Kleinberga, V. (2022). Global, Not Yet Local: Media Coverage of Climate Change and Environment Related Challenges in Latvia. Information & Media, 93, 8-27. https://doi.org/10.15388/Im.2022.93.58

Abstract

Media are essential actors in transmitting, contesting and embedding the attitudes towards climate change, yet media performance in post-communist countries has been relatively little researched. Informed by conceptual frameworks of strategic narratives, agenda-setting and framing, this paper investigates the media coverage of climate change and environment related issues in Latvia. The paper demonstrates the representation of climate change and environment related issues in Latvian and Russian-speaking traditional and online media, using quantitative data analysis of 3753 media articles, video and audio broadcasts from August 2020 till January 2021, as well as qualitative content analysis of seven peaks.

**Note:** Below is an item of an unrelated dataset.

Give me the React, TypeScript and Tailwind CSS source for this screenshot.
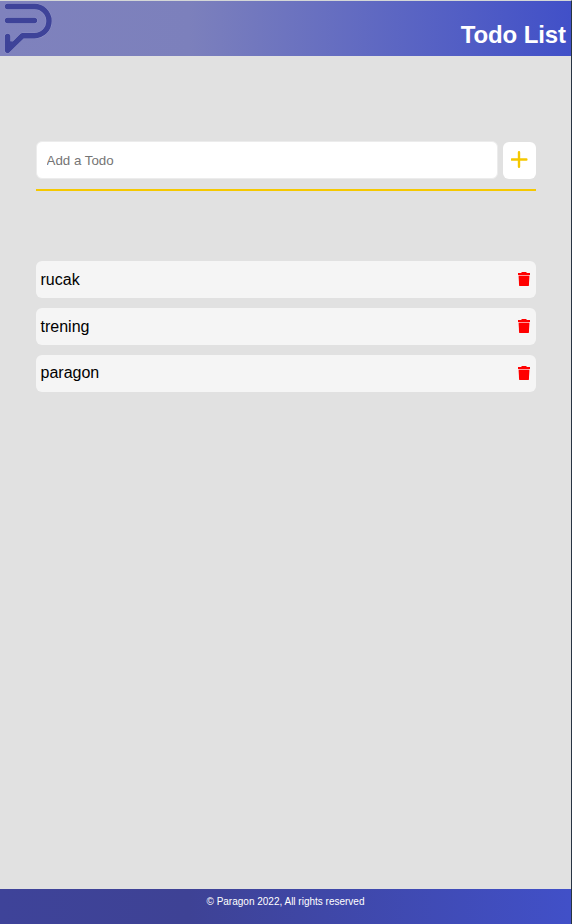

The findings reveal a significant amount of climate change and environment related articles and broadcasts in Latvian media. News agencies and public broadcasters are the most important media segments in terms of publishing, whereas online media are prior in terms of the audiences reached. International efforts emerge as a dominant theme in the media coverage, while climate change per se receives a minor journalist attention. Both observations confirm a low level of climate change domestication in the Latvian media. Media reliance on political and government information sources and prepackaged material suggests a high potential for official political narratives to spread, yet the persuasive power of strategic narratives remains blurred as the perception side is highly underreported.